• **DATA LINES**

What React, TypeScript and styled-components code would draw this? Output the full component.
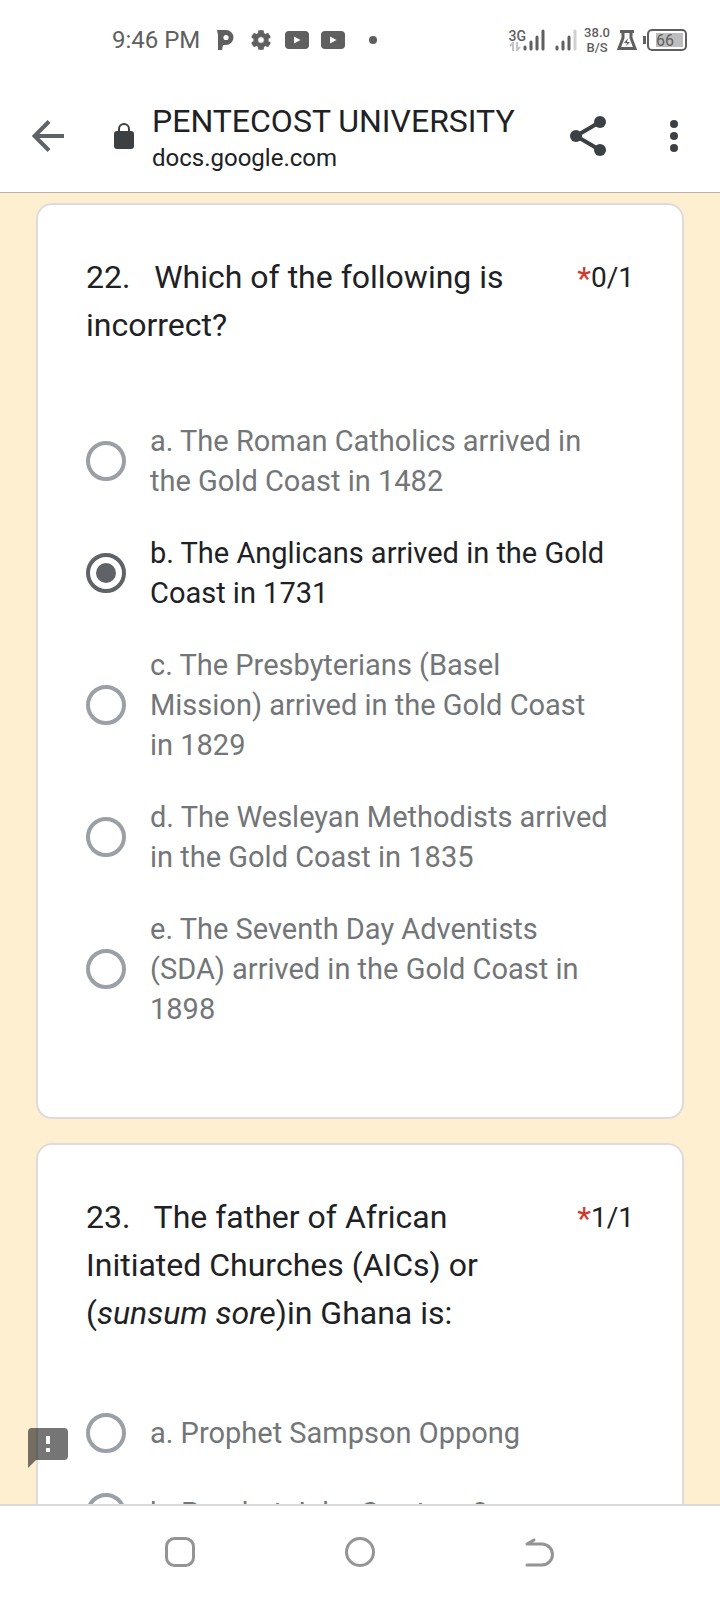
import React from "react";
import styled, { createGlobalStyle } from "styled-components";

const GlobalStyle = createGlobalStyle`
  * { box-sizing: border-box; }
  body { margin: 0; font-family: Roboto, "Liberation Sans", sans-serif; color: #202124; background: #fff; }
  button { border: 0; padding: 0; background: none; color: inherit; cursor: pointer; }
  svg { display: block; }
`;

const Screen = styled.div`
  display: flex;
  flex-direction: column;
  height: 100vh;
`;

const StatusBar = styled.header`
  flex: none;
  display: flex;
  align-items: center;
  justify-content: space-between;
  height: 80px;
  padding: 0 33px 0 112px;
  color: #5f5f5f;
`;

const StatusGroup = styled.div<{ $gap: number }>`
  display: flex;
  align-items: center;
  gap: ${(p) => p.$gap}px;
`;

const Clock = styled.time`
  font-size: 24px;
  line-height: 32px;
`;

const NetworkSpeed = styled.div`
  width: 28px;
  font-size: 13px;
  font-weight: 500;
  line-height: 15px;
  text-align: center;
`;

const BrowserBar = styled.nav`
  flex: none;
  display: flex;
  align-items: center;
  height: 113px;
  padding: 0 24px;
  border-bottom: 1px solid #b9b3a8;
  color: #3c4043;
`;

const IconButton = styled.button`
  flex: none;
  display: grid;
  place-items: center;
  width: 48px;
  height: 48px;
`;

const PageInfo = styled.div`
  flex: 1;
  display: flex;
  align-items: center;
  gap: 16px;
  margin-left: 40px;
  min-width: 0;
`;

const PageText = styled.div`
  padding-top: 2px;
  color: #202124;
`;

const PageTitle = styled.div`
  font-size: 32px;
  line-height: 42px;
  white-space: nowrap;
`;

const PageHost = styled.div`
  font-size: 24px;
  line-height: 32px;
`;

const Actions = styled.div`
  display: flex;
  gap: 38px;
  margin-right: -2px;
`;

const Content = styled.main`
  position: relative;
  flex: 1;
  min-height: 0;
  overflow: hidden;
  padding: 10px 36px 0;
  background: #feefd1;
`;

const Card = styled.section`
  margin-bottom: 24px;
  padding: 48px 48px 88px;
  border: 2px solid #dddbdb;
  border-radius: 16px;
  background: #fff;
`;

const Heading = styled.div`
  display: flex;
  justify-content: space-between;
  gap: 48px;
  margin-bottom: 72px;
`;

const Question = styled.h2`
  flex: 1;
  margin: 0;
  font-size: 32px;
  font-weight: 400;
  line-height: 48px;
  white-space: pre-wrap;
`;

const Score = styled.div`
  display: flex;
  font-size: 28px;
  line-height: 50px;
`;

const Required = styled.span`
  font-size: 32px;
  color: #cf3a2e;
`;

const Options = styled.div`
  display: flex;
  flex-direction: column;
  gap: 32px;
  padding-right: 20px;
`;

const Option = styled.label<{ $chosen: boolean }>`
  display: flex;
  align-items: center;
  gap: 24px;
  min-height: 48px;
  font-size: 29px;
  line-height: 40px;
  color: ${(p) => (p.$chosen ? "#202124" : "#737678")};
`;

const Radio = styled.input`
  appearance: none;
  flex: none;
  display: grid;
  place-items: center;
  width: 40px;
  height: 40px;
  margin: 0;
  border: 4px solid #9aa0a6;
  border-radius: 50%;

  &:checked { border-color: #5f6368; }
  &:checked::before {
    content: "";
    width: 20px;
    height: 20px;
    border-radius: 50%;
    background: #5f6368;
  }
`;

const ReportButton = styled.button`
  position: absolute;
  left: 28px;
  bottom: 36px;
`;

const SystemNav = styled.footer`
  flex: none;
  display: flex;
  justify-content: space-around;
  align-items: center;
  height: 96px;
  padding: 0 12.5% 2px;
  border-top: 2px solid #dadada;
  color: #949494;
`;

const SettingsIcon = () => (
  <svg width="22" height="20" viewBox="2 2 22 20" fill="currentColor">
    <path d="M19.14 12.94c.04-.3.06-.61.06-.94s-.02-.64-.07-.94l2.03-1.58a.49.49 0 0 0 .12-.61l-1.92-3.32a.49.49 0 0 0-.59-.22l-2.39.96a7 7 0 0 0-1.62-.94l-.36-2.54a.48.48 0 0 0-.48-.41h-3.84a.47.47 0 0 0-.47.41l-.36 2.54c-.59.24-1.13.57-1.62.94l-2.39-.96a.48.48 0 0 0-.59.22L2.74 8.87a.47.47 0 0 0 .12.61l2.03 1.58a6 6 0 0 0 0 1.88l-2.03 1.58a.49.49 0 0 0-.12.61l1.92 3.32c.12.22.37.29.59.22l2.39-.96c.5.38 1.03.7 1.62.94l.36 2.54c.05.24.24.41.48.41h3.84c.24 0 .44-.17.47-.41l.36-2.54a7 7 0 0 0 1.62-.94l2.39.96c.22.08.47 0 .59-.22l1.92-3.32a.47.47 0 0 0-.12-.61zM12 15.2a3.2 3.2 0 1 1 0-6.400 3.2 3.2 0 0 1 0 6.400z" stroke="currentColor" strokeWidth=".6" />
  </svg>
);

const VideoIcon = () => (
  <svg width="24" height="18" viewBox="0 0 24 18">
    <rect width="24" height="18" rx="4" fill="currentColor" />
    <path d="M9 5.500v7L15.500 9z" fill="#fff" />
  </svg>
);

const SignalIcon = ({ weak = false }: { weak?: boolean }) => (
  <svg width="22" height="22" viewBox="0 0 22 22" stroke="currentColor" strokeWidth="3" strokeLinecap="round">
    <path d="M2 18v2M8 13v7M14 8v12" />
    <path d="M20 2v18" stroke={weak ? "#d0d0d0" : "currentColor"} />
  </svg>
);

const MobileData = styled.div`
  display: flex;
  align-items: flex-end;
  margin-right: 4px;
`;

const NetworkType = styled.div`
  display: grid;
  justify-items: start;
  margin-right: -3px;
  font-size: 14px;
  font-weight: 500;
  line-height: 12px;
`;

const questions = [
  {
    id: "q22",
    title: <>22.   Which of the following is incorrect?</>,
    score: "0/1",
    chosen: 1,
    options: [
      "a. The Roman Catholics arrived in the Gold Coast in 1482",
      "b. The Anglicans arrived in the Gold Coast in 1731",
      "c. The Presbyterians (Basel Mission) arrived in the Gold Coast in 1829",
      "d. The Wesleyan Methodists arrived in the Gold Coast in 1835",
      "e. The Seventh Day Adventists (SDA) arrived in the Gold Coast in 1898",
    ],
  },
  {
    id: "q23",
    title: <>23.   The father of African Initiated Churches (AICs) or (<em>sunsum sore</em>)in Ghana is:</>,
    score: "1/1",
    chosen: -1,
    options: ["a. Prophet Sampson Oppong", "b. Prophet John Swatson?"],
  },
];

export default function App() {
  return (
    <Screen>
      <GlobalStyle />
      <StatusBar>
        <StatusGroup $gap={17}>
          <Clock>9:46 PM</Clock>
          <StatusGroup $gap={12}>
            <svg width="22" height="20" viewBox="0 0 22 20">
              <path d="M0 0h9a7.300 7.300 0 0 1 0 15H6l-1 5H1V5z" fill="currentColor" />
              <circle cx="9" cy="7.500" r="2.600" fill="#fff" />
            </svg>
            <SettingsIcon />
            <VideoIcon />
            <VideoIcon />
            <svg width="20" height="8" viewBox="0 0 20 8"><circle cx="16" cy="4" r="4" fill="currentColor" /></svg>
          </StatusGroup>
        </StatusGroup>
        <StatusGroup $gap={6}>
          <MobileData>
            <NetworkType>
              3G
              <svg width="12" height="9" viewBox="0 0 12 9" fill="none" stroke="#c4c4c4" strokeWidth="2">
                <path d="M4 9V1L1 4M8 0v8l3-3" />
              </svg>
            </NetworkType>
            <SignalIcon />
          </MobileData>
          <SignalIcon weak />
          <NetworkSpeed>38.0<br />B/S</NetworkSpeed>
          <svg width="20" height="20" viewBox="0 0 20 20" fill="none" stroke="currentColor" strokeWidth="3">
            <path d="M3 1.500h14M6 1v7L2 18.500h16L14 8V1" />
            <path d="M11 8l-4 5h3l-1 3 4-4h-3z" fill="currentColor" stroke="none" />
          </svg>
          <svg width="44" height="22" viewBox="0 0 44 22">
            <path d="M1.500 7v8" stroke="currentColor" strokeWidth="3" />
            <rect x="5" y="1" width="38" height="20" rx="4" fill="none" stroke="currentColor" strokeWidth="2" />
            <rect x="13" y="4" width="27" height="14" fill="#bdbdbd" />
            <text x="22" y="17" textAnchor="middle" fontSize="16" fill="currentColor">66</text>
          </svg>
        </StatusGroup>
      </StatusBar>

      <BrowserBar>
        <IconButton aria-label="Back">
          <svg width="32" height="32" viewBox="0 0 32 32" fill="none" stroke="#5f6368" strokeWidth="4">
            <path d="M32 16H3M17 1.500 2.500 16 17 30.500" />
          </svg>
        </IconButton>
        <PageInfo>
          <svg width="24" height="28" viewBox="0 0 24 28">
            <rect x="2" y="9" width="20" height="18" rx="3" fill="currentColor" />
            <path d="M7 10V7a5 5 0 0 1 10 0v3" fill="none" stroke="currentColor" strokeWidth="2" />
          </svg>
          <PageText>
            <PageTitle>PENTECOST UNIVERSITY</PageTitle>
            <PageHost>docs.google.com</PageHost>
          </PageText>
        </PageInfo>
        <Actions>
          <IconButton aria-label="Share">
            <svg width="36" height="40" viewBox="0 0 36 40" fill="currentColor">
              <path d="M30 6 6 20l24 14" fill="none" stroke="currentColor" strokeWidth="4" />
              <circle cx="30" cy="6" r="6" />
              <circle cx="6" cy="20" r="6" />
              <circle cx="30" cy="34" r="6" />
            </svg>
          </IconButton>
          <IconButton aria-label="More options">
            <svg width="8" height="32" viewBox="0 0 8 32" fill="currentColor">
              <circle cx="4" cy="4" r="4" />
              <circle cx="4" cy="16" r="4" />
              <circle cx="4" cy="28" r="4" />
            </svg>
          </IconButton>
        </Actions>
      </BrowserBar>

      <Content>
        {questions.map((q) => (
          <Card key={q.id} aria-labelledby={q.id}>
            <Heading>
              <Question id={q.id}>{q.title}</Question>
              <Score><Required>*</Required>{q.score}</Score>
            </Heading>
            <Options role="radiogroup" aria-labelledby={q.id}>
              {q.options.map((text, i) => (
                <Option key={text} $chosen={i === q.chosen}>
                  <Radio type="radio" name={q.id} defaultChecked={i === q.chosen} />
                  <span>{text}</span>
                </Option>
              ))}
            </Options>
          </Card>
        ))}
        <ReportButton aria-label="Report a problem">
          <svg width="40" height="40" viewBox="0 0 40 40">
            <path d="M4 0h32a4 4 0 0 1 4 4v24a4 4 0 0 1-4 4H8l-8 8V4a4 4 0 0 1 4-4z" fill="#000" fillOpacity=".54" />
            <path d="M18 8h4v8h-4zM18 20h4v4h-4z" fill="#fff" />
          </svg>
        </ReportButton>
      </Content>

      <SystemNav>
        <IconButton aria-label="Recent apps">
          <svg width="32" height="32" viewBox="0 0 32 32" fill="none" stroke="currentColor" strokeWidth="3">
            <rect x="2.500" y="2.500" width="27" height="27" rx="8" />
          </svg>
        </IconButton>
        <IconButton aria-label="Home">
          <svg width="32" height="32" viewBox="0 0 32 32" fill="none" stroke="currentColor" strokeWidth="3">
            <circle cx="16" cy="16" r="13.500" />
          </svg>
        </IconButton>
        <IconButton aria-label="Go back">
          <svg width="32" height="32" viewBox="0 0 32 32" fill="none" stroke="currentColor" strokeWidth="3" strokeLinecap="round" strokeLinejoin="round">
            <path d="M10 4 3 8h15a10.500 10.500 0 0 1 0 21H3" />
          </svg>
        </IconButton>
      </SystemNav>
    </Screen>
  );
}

• **PROBLEM TO SOLVE**
Copy every line above that holds the word "React".

• **RESULT OF THIS TASK**
What React, TypeScript and styled-components code would draw this? Output the full component.
import React from "react";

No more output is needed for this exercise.